When the bicycle was first invented, it didn’t have brakes. The brakes came later on. This was possible as the advantage of cycling versus walking was a 5x difference in performance, and thus focusing on the wheels, paddles and steering to produce this 5x performance improvement comes first, as it would be sufficient to cause many new customers to adopt it, versus walking. This is what we now call a minimum viable product or MVP.

If there is a similar outsized advantage possible in your business, then you have the possibility of a large singular performance improvement. Otherwise, you only have small performance improvements.

On the horizontal axis is the ease of adoption and use by customers.
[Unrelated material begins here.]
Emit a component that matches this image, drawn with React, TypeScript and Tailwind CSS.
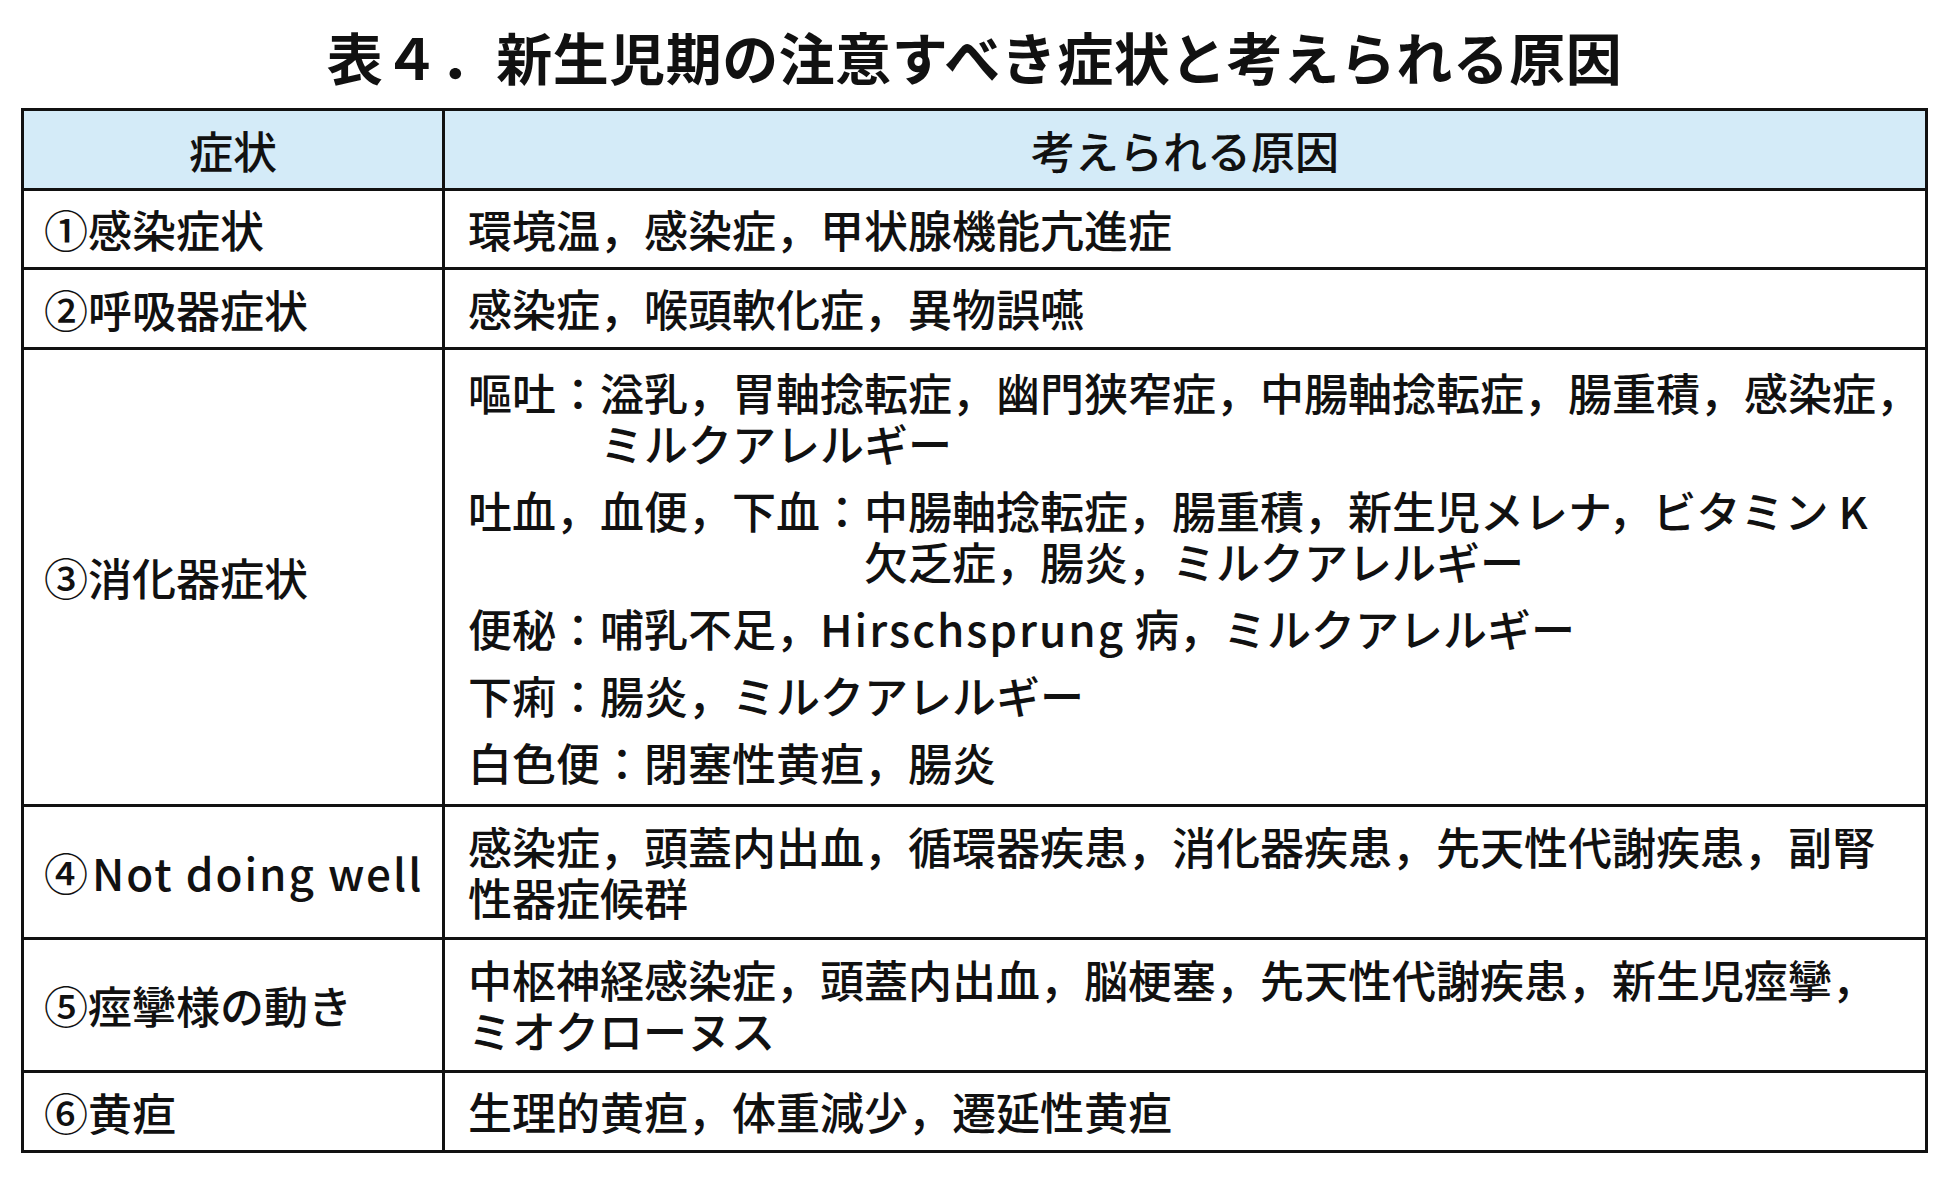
import React from "react";

const font = { fontFamily: '"Noto Sans CJK JP", "Noto Sans", sans-serif' };

function Row({
  label,
  h,
  children,
}: {
  label: React.ReactNode;
  h: string;
  children: React.ReactNode;
}) {
  return (
    <div className={`flex border-t-[3px] border-[#111] ${h}`}>
      <div className="w-[421px] shrink-0 border-r-[3px] border-[#111] flex items-center pl-[20px] whitespace-nowrap">
        {label}
      </div>
      <div className="flex-1 flex flex-col justify-center pl-[23px] whitespace-nowrap">
        {children}
      </div>
    </div>
  );
}

function L({ children }: { children: React.ReactNode }) {
  return <div className="h-[51px] leading-[51px]">{children}</div>;
}

function Item({ head, lines }: { head: string; lines: string[] }) {
  return (
    <div className="flex">
      <div className="shrink-0 h-[51px] leading-[51px]">{head}</div>
      <div className="flex flex-col">
        {lines.map((l, i) => (
          <L key={i}>{l}</L>
        ))}
      </div>
    </div>
  );
}

export default function App() {
  return (
    <div
      className="w-[1949px] h-[1181px] bg-white text-[#111] overflow-hidden"
      style={font}
    >
      <div className="h-[108px] flex items-center justify-center pt-[4px]">
        <h1 className="text-[56px] font-bold leading-none tracking-[0.5px]">
          表４．新生児期の注意すべき症状と考えられる原因
        </h1>
      </div>
      <div className="ml-[21px] w-[1907px] border-[3px] border-[#111] text-[44px] font-medium">
        <div className="flex h-[77px] bg-[#d4ebf8]">
          <div className="w-[421px] shrink-0 border-r-[3px] border-[#111] flex items-center justify-center">
            症状
          </div>
          <div className="flex-1 flex items-center justify-center">
            考えられる原因
          </div>
        </div>
        <Row label="①感染症状" h="h-[79px]">
          <L>環境温，感染症，甲状腺機能亢進症</L>
        </Row>
        <Row label="②呼吸器症状" h="h-[80px]">
          <L>感染症，喉頭軟化症，異物誤嚥</L>
        </Row>
        <Row label="③消化器症状" h="h-[457px]">
          <div className="flex flex-col gap-[16px]">
            <Item
              head="嘔吐："
              lines={[
                "溢乳，胃軸捻転症，幽門狭窄症，中腸軸捻転症，腸重積，感染症，",
                "ミルクアレルギー",
              ]}
            />
            <Item
              head="吐血，血便，下血："
              lines={[
                "中腸軸捻転症，腸重積，新生児メレナ，ビタミン K",
                "欠乏症，腸炎，ミルクアレルギー",
              ]}
            />
            <L>
              便秘：哺乳不足，<span className="tracking-[2px]">Hirschsprung</span> 病，ミルクアレルギー
            </L>
            <L>下痢：腸炎，ミルクアレルギー</L>
            <L>白色便：閉塞性黄疸，腸炎</L>
          </div>
        </Row>
        <Row
          label={
            <span>
              ④<span className="ml-[4px] tracking-[2px]">Not doing well</span>
            </span>
          }
          h="h-[133px]"
        >
          <L>感染症，頭蓋内出血，循環器疾患，消化器疾患，先天性代謝疾患，副腎</L>
          <L>性器症候群</L>
        </Row>
        <Row label="⑤痙攣様の動き" h="h-[133px]">
          <L>中枢神経感染症，頭蓋内出血，脳梗塞，先天性代謝疾患，新生児痙攣，</L>
          <L>ミオクローヌス</L>
        </Row>
        <Row label="⑥黄疸" h="h-[80px]">
          <L>生理的黄疸，体重減少，遷延性黄疸</L>
        </Row>
      </div>
    </div>
  );
}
Here, learning curves, migration requirements, etc., become important because the bigger the learning curve and migration effort, the larger the barriers to entry and switching costs, for new and existing customers respectively.

First off, you don’t want to be in the blue square in the lower left quadrant. There isn’t sufficient value generated here to compete. Here, you don’t have 1 to 2 things that can give you a 5x advantage, but you also have easy defection. In other words, your product or service is mostly undifferentiated.

On the upper left quadrant, you have the industries that have a large singular breakthrough. The bicycle would have occupied this quadrant.

On the upper right quadrant, you have companies or industries that also have a similar breakthrough as those in the upper left quadrant, but they also need to worry about ease of adoption and use, because of significant complexity in use and adoption. Electric cars need charging stations and take longer to charge versus cars with internal combustion engines. It’s not as convenient as pumping petrol. This is what I call the transformational quadrant.

Finally, we have the businesses in the lower right quadrant. Here, there isn’t any singular performance impact you can find that is 5x large and adoption is more difficult, e.g., starting a new relationship, learning, adopting, and adjusting to a new interface, or redoing existing payments. This is the experience quadrant.

Some examples to illustrate

Figure 2 - Four examples, one in each quadrant

Let’s illustrate how the performance impact vs adoption matrix works with some example companies. First example is bike sharing in the Insufficient Value Quadrant.

Background:?Mobike and Ofo are two China bike-sharing companies that set up operations in Singapore in 2017. Mobike had 25K and Ofo 90K bikes at its peak. Ofo raised US$866M in March 2018 from backers, including Chinese e-commerce behemoth Alibaba Group. Both ceased operations in 2019.

Opportunities & Challenges:?Bikes were indiscriminately abandoned. Bikes were not properly maintained. The business is country-bound, asset-heavy and hard to recoup based on the mismatch between price the customer is willing to pay and the capital costs. Expanding globally too quickly before being profitable in their home countries caused additional challenges.

Singular Performance Improvement:?Singapore’s transport system is highly developed, with an interconnected network of buses, mass rapid transit, ride-hailing, and taxis. The bike-sharing are not appealing to commuters going to work, but customers at leisure. Customers who bike to work in Singapore tend to be serious biking enthusiasts with their own bikes. These factors meant that no large singular performance improvement exists in bike sharing in Singapore.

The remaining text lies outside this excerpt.